Но когда ученые желают навязать своему собственному праву рассматриваемый ими чужой юридический язык с присущей тому понятийной схемой, понятия остаются пусты, а жизнь- немой. Право делается не оружием, но обузой, и действительность продолжает двигаться дальше не вместе с историей права, но помимо нее.

Потому-то и оказывается, что правовой материал, которого требуют факты нашей цивилизации, лишь поверхностно соприкасается с книжной правовой схемой античности, отчасти же вообще никак с ней не соотносится, вследствие чего он все еще лишен формы и потому практически не существует для правового мышления, а значит, и для мышления образованных людей.

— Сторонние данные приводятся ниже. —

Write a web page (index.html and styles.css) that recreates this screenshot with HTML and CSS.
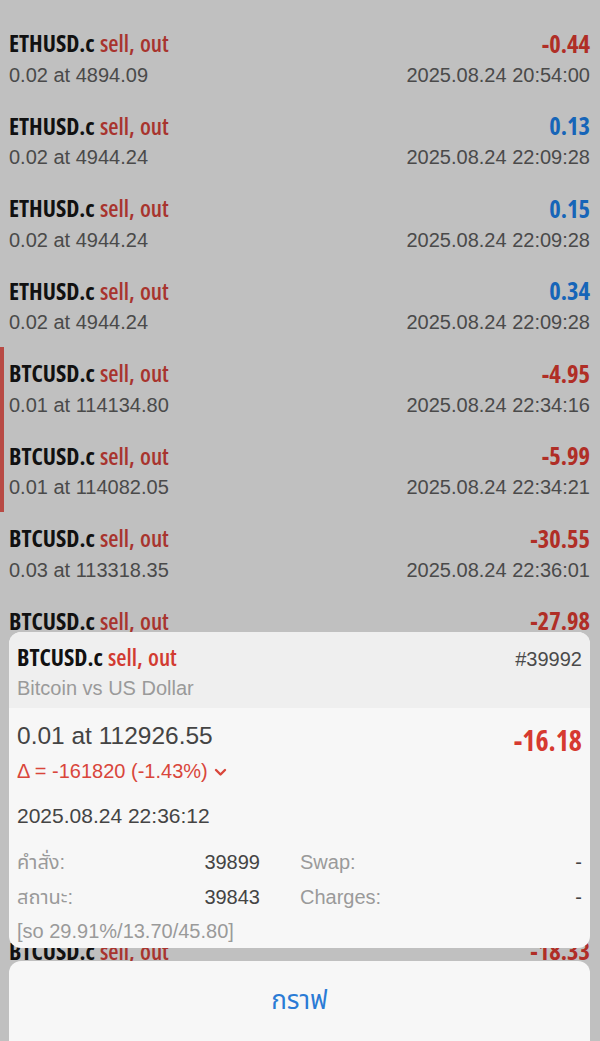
FILE: index.html
```html
<!DOCTYPE html>
<html lang="th">
<head>
    <meta charset="UTF-8">
    <meta name="viewport" content="width=device-width, initial-scale=1.0">
    <title>History</title>
    <link rel="stylesheet" href="styles.css">
</head>
<body>
    <div class="deals">
        <div class="deal">
            <div class="line"><span class="sym">ETHUSD.c <span class="side">sell, out</span></span><span class="pl loss">-0.44</span></div>
            <div class="line sub"><span>0.02 at 4894.09</span><span>2025.08.24 20:54:00</span></div>
        </div>
        <div class="deal">
            <div class="line"><span class="sym">ETHUSD.c <span class="side">sell, out</span></span><span class="pl profit">0.13</span></div>
            <div class="line sub"><span>0.02 at 4944.24</span><span>2025.08.24 22:09:28</span></div>
        </div>
        <div class="deal">
            <div class="line"><span class="sym">ETHUSD.c <span class="side">sell, out</span></span><span class="pl profit">0.15</span></div>
            <div class="line sub"><span>0.02 at 4944.24</span><span>2025.08.24 22:09:28</span></div>
        </div>
        <div class="deal">
            <div class="line"><span class="sym">ETHUSD.c <span class="side">sell, out</span></span><span class="pl profit">0.34</span></div>
            <div class="line sub"><span>0.02 at 4944.24</span><span>2025.08.24 22:09:28</span></div>
        </div>
        <div class="deal marked">
            <div class="line"><span class="sym">BTCUSD.c <span class="side">sell, out</span></span><span class="pl loss">-4.95</span></div>
            <div class="line sub"><span>0.01 at 114134.80</span><span>2025.08.24 22:34:16</span></div>
        </div>
        <div class="deal marked">
            <div class="line"><span class="sym">BTCUSD.c <span class="side">sell, out</span></span><span class="pl loss">-5.99</span></div>
            <div class="line sub"><span>0.01 at 114082.05</span><span>2025.08.24 22:34:21</span></div>
        </div>
        <div class="deal">
            <div class="line"><span class="sym">BTCUSD.c <span class="side">sell, out</span></span><span class="pl loss">-30.55</span></div>
            <div class="line sub"><span>0.03 at 113318.35</span><span>2025.08.24 22:36:01</span></div>
        </div>
        <!-- rows partly under the details sheet -->
        <div class="deal">
            <div class="line"><span class="sym">BTCUSD.c <span class="side">sell, out</span></span><span class="pl loss">-27.98</span></div>
        </div>
        <div class="deal"></div>
        <div class="deal"></div>
        <div class="deal"></div>
        <div class="deal">
            <div class="line"><span class="sym">BTCUSD.c <span class="side">sell, out</span></span><span class="pl loss">-18.33</span></div>
        </div>
    </div>

    <!-- deal details sheet -->
    <div class="sheet">
        <div class="sheet-head">
            <div class="head-row">
                <span class="sym">BTCUSD.c <span class="side-bright">sell, out</span></span>
                <span class="ticket">#39992</span>
            </div>
            <div class="desc">Bitcoin vs US Dollar</div>
        </div>
        <div class="sheet-body">
            <div class="price-row">
                <div>
                    <div class="price">0.01 at 112926.55</div>
                    <div class="delta">Δ = -161820 (-1.43%)
                        <svg class="chev" width="13" height="9" viewBox="0 0 13 9"><path d="M2 2l4.5 4.5L11 2" fill="none" stroke="#d9463b" stroke-width="2.4" stroke-linecap="round" stroke-linejoin="round"/></svg>
                    </div>
                </div>
                <div class="big-pl">-16.18</div>
            </div>
            <div class="time">2025.08.24 22:36:12</div>
            <div class="details">
                <span class="label">คำสั่ง:</span><span class="val">39899</span>
                <span class="label">Swap:</span><span class="val">-</span>
                <span class="label">สถานะ:</span><span class="val">39843</span>
                <span class="label">Charges:</span><span class="val">-</span>
            </div>
            <div class="comment">[so 29.91%/13.70/45.80]</div>
        </div>
    </div>

    <div class="action-sheet">
        <div class="action">กราฟ</div>
    </div>
</body>
</html>
```

FILE: styles.css
```css
* {
    margin: 0;
    padding: 0;
    box-sizing: border-box;
}

body {
    font-family: 'Liberation Sans', Arial, 'Noto Sans Thai', 'Noto Sans', sans-serif;
    background: #c0c0c0;
    height: 1041px;
    overflow: hidden;
    position: relative;
}

.deals {
    padding-top: 17px;
}

.deal {
    height: 82.5px;
    padding: 9px 10px 0 9px;
}

.deal.marked {
    box-shadow: inset 4px 0 0 #b84a44;
}

.line {
    display: flex;
    justify-content: space-between;
    align-items: center;
    height: 34px;
}

.line.sub {
    height: 30px;
    font-size: 20px;
    color: #4a4a4a;
}

.sym {
    font-family: 'Open Sans', sans-serif;
    font-stretch: 75%;
    font-weight: 700;
    font-size: 23.5px;
    word-spacing: 1px;
    color: #111;
}

.side {
    font-stretch: 82%;
    font-weight: 600;
    color: #a8342e;
}

.pl {
    font-family: 'Open Sans', sans-serif;
    font-stretch: 75%;
    font-weight: 700;
    font-size: 24.5px;
    color: #b02e26;
}

.pl.profit {
    color: #1665b8;
}

.sheet {
    position: absolute;
    top: 632px;
    left: 9px;
    width: 581px;
    height: 316px;
    border-radius: 12px;
    overflow: hidden;
    background: #f7f7f7;
}

.sheet-head {
    height: 76px;
    background: #efefef;
    padding: 8px 8px 0 8px;
}

.head-row {
    display: flex;
    justify-content: space-between;
    align-items: flex-start;
    height: 34px;
    line-height: 34px;
}

.side-bright {
    font-stretch: 82%;
    font-weight: 600;
    color: #d23b31;
}

.ticket {
    font-size: 20px;
    color: #4a4a4a;
    line-height: 24px;
    padding-top: 7px;
}

.desc {
    font-size: 20px;
    color: #9a9a9a;
    line-height: 28px;
}

.sheet-body {
    padding: 12px 8px 0 8px;
}

.price-row {
    display: flex;
    justify-content: space-between;
    align-items: flex-start;
}

.price {
    font-size: 24.5px;
    line-height: 32px;
    color: #444;
}

.delta {
    font-size: 20px;
    line-height: 38px;
    color: #d9463b;
    display: flex;
    align-items: center;
    gap: 6px;
}

.chev {
    margin-top: 2px;
}

.big-pl {
    font-family: 'Open Sans', sans-serif;
    font-stretch: 75%;
    font-weight: 700;
    font-size: 28px;
    line-height: 40px;
    color: #d63a30;
}

.time {
    margin-top: 11px;
    font-size: 21px;
    line-height: 30px;
    color: #444;
}

.details {
    margin-top: 14px;
    display: grid;
    grid-template-columns: 120px 123px 180px 1fr;
    font-size: 20px;
    line-height: 35px;
}

.details .label {
    color: #9a9a9a;
}

.details .label:nth-child(3),
.details .label:nth-child(7) {
    padding-left: 40px;
}

.details .val {
    text-align: right;
    color: #444;
}

.comment {
    font-size: 20px;
    line-height: 32px;
    color: #9a9a9a;
}

.action-sheet {
    position: absolute;
    top: 961px;
    left: 9px;
    width: 581px;
    height: 120px;
    border-radius: 12px;
    background: #f7f7f7;
}

.action {
    text-align: center;
    font-size: 26px;
    line-height: 78px;
    color: #2a7bd5;
}
```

Являются ли вообще лица и вещи в смысле нашего нынешнего законодательства понятиями права? Нет! Они лишь

* BGB'34, § 90.

 

 

прочерчивают банальную границу между человеком и всем прочим, они осуществляют, так сказать, естественнонаучное различение. Однако с античным понятием persona была связана целая метафизика античного бытия: различие между человеком и божеством, сущность полиса, героя, раба, космоса из материи и формы, жизненный идеал атараксии - все это есть само собой разумеющиеся, полностью для нас исчезнувшие предпосылки. Слово «собственность» отягощено в нашем мышлении античным статичным определением и потому во всех случаях своего использования фальсифицирует динамический характер нашего жизненного стиля. Мы оставляем такие определения на откуп чуждых миру и абстрактных этиков, юристов, философов, допускаем ими играть политических доктринеров, занятых бессмысленной сварой, а между тем на метафизике одного этого понятия покоится все в целом понимание экономической истории наших дней.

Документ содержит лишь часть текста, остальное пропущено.